O senador Cristovam Buarque, promotor do evento, é autor de um projeto de lei (PLS 405/2011) que suspende, pelo prazo de 30 anos, a construção de novas usinas termonucleares no país. Para ele, a importância do seminário, que conta com convidados de cinco países, é a possibilidade de aprender com as experiências ao redor do mundo. “Qualquer acidente em usina nuclear é fatal. Foi o que aconteceu em Chernobyl e em Fukushima. Por isso, o seminário conta com a presença de personalidades que acompanharam de perto as tragédias nucleares recentemente e poderão falar melhor sobre o assunto”, explicou.
A segunda mesa, Os desafios da opção nuclear para a produção de eletricidade, foi iniciada com a apresentação de um vídeo com mensagem enviada por um protagonista do acidente de Fukushima, o japonês Naoto Kan, primeiro ministro do Japão à época. Kan rememorou o acidente, ocorrido no dia 11 de março de 2011, quando o combustível de Fukushima vazou em decorrência de um forte terremoto, seguido de violento tsunami. A área tem onze usinas nucleares. “Se o acidente atingisse as onze usinas, o Japão não existiria mais”, afirmou.

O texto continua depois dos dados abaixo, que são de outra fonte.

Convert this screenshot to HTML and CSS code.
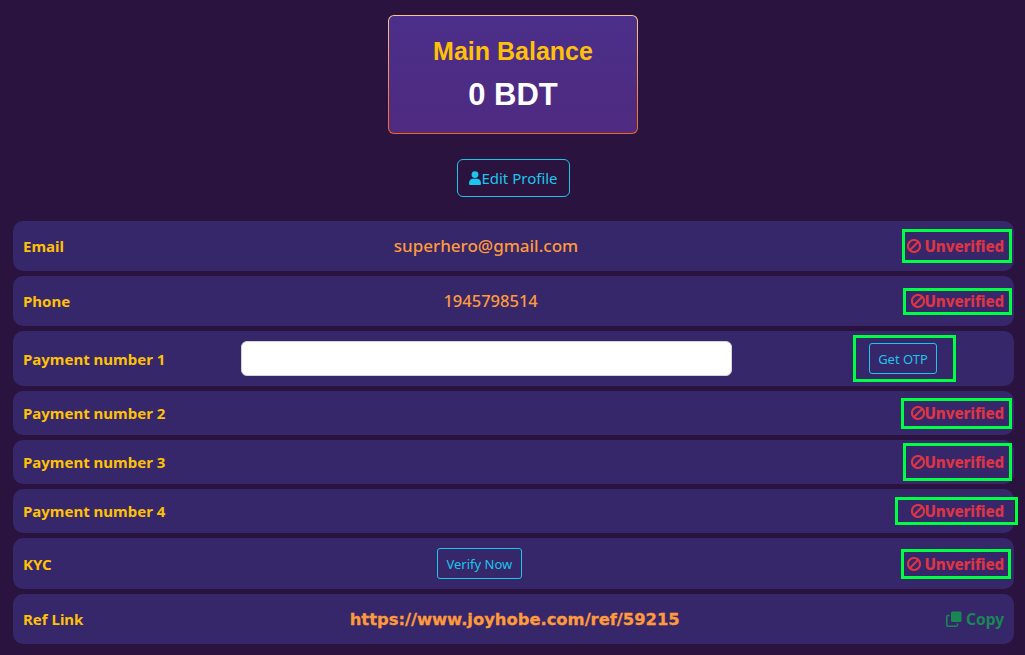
FILE: index.html
```html
<!DOCTYPE html>
<html lang="en">
<head>
<meta charset="utf-8">
<title>Profile</title>
<link rel="stylesheet" href="styles.css">
</head>
<body>
<svg class="defs" width="0" height="0" aria-hidden="true">
  <symbol id="ban" viewBox="0 0 16 16">
    <circle cx="8" cy="8" r="6.9" fill="none" stroke="currentColor" stroke-width="2.4"/>
    <path d="M3.2 12.8 12.8 3.2" fill="none" stroke="currentColor" stroke-width="2.4"/>
  </symbol>
</svg>
<main class="page">
  <section class="balance">
    <h2 class="balance-title">Main Balance</h2>
    <p class="balance-value">0 BDT</p>
  </section>
  <div class="edit-wrap">
    <a class="edit-btn" href="#">
      <svg class="user-icon" viewBox="0 0 12 14"><circle cx="6" cy="3.6" r="3.4" fill="currentColor"/><path d="M0 12.4C0 9.4 2 7.8 3.6 7.8h4.8C10 7.8 12 9.4 12 12.4 12 13.4 11.4 14 10.6 14H1.4C.6 14 0 13.4 0 12.4Z" fill="currentColor"/></svg>Edit Profile
    </a>
  </div>
  <div class="rows">
    <div class="row h50">
      <span class="label">Email</span>
      <span class="value email">superhero@gmail.com</span>
      <span class="status st-email"><svg class="ban"><use href="#ban"/></svg> Unverified</span>
    </div>
    <div class="row h50">
      <span class="label">Phone</span>
      <span class="value phone">1945798514</span>
      <span class="status st-phone"><svg class="ban"><use href="#ban"/></svg>Unverified</span>
    </div>
    <div class="row h55">
      <span class="label">Payment number 1</span>
      <input class="pay-input" type="text">
      <span class="otp-box"><button class="btn-small otp" type="button">Get OTP</button></span>
    </div>
    <div class="row h44">
      <span class="label">Payment number 2</span>
      <span class="status st-p2"><svg class="ban"><use href="#ban"/></svg>Unverified</span>
    </div>
    <div class="row h44">
      <span class="label">Payment number 3</span>
      <span class="status st-p3"><svg class="ban"><use href="#ban"/></svg>Unverified</span>
    </div>
    <div class="row h44">
      <span class="label">Payment number 4</span>
      <span class="status st-p4"><svg class="ban"><use href="#ban"/></svg>Unverified</span>
    </div>
    <div class="row h51">
      <span class="label">KYC</span>
      <button class="btn-small verify" type="button">Verify Now</button>
      <span class="status st-kyc"><svg class="ban"><use href="#ban"/></svg> Unverified</span>
    </div>
    <div class="row h50">
      <span class="label">Ref Link</span>
      <span class="ref">https://www.joyhobe.com/ref/59215</span>
      <span class="copy"><svg class="copy-icon" viewBox="0 0 16 16"><rect x="5" y="0.5" width="10.5" height="10.5" rx="1.6" fill="currentColor"/><path d="M3.5 4.5H2A1.3 1.3 0 0 0 .8 5.8V14A1.3 1.3 0 0 0 2 15.2h8.2a1.3 1.3 0 0 0 1.3-1.2v-1.5" fill="none" stroke="currentColor" stroke-width="1.6"/></svg> Copy</span>
    </div>
  </div>
</main>
</body>
</html>
```
FILE: styles.css
```css
* { box-sizing: border-box; }
html, body { margin: 0; height: 100%; }
body {
  background: #2a133f;
  font-family: "Noto Sans", "Open Sans", sans-serif;
  overflow: hidden;
}
.defs { position: absolute; }
.page { padding: 15px 11px 0 13px; }
.balance {
  width: 250px;
  height: 119px;
  margin-left: 375px;
  border: 1px solid transparent;
  border-radius: 6px;
  background:
    linear-gradient(#4b2f8a, #4f2a80) padding-box,
    linear-gradient(#ffc58c, #f0661a) border-box;
  text-align: center;
  font-family: "Liberation Sans", Arial, sans-serif;
  font-weight: 700;
}
.balance-title {
  margin: 20px 0 0;
  color: #ffc107;
  font-size: 25px;
  line-height: 30px;
}
.balance-value {
  margin: 10px 0 0;
  color: #fff;
  font-size: 31px;
  line-height: 38px;
}
.edit-wrap {
  display: flex;
  justify-content: center;
  margin-top: 25px;
}
.edit-btn {
  display: flex;
  align-items: center;
  height: 38px;
  padding: 0 11px;
  border: 1px solid #1cc6ea;
  border-radius: 6px;
  color: #1cc6ea;
  font-size: 15px;
  text-decoration: none;
}
.user-icon { width: 12px; height: 14px; }
.rows {
  display: flex;
  flex-direction: column;
  gap: 5px;
  margin-top: 24px;
}
.row {
  display: flex;
  align-items: center;
  justify-content: space-between;
  padding: 0 10px;
  border-radius: 10px;
  background: #35276a;
}
.h44 { height: 44px; }
.h50 { height: 50px; }
.h51 { height: 51px; }
.h55 { height: 55px; }
.label {
  color: #ffc107;
  font-size: 15px;
  font-weight: 700;
}
.value {
  color: #ff9a3c;
  font-weight: 500;
  margin-bottom: 2px;
}
.email { font-size: 17px; margin-left: 6px; }
.phone { font-size: 16.5px; margin-left: 8px; }
.ref {
  color: #ff9a3c;
  font-family: "DejaVu Sans", sans-serif;
  font-size: 16.35px;
  font-weight: 700;
  -webkit-text-stroke: 0.3px #ff9a3c;
}
.status {
  display: flex;
  align-items: center;
  justify-content: flex-end;
  padding-right: 5px;
  border: 3px solid #00ff40;
  color: #dc3545;
  font-size: 15.2px;
  font-weight: 800;
  letter-spacing: -0.01em;
  white-space: pre;
  margin-right: -8px;
}
.ban { width: 14px; height: 14px; flex: none; }
.st-email { width: 110px; height: 34px; }
.st-phone { width: 109px; height: 27px; }
.st-p2 { width: 111px; height: 31px; }
.st-p3 { width: 109px; height: 38px; }
.st-p4 { width: 123px; height: 28px; padding-right: 11px; margin-right: -14px; }
.st-kyc { width: 110px; height: 30px; padding-right: 4px; margin-right: -7px; }
.pay-input {
  width: 491px;
  height: 35px;
  margin: 0 auto 0 76px;
  border: 1px solid #ced4da;
  border-radius: 6px;
  background: #fff;
}
.otp-box {
  display: flex;
  align-items: center;
  justify-content: center;
  width: 103px;
  height: 47px;
  margin-right: 48px;
  border: 3px solid #00ff40;
}
.btn-small {
  height: 31px;
  padding: 0 8px;
  border: 1px solid #1cc6ea;
  border-radius: 3px;
  background: transparent;
  color: #1cc6ea;
  font-family: inherit;
  font-size: 13px;
}
.otp { margin-right: 3px; }
.verify { margin-left: 6px; padding: 0 8.5px; }
.copy {
  display: flex;
  align-items: center;
  color: #198754;
  font-size: 15.5px;
  font-weight: 700;
  white-space: pre;
}
.copy-icon { width: 16px; height: 16px; }
```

O ex-primeiro ministro contou que antes do acidente acreditava que nada poderia acontecer, pois a tecnologia iria manter o Japão seguro, mas o que aconteceu em Fukushima tornou-o forte opositor da utilização da energia nuclear. “Se um acidente nuclear pode ter uma consequência positiva, essa deve ser que não se utilize mais usinas nucleares”, disse. Kan lamentou que, após um período inicial marcado por protestos contrários, o apoio no Japão a essa fonte energética está, hoje, mais forte do que nunca.
As falas da subprocuradora geral da República Sandra Cureau, do professor emérito da Universidade Federal do Rio de Janeiro e ex-presidente da Eletrobras Luiz Pinguelli Rosa e de Francisco Whitaker, membro da Comissão Brasileira Justiça e Paz, desenvolveram a discussão da segunda mesa.
A subprocuradora, autora de um livro que trata, entre outros temas, de poluição, deu destaque especial à questão dos rejeitos radioativos. “É difícil dar-lhes uma destinação segura”, disse. Ela comentou a insegurança das usinas brasileiras, em especial Angra II, e explicou os estudos e avaliações técnicas que o Ministério Público Federal (MPF) vem realizando a esse respeito. Sandra afirmou que o MPF é muito atuante na área, mas encontra forte resistência dos setores que têm interesse na energia nuclear para levar adiante suas ações.
O professor Pinguelli Rosa, doutor em física, contou os primórdios da discussão sobre energia nuclear no país. Segundo ele, desde o governo Giesel, quando foi firmado o grande acordo de colaboração entre Brasil e Alemanha, a comunidade científica, encabeçada pelos físicos da Sociedade Brasileira pelo Progresso da Ciência, levantou o debate de forma bastante crítica.
“Os reatores brasileiros, tanto de Angra I, quanto de Angra II tiveram problemas de toda ordem”, informou. “Um laboratório inteiro já foi parar no oceano, devido a um deslizamento”, relatou, comentando o risco de desmoronamentos, foco de preocupação dos demais palestrantes. Para Pinguelli Rosa, a questão do aquecimento global mudou a visão sobre a energia nuclear, que passou a ser vista como forma de evitar os gases do efeito estufa.
“Quanto à questão nuclear, nossa sociedade é uma expectadora”, disse Francisco Whitaker, dizendo que o povo assiste de longe aos interesses dos setores político, econômico e científico. “A ela é dito: não se preocupe, tudo isso é necessário. Mas a sociedade não consegue nem mesmo sentir os bilhões que são gastos nas usinas nucleares”, completou. O ativista social esteve pessoalmente em Fukushima e contou que o tsunami matou 19 pessoas, mas, um ano depois de sua visita, 100 desalojados haviam se suicidado. “São situações assustadoras e preocupantes. Faço votos de que um seminário como este nos ajude a acordar e acordar mais gente”, concluiu.
O seminário prossegue nesta quarta-feira (28), com especialistas, cientistas e autoridades da área do Brasil e de cinco países.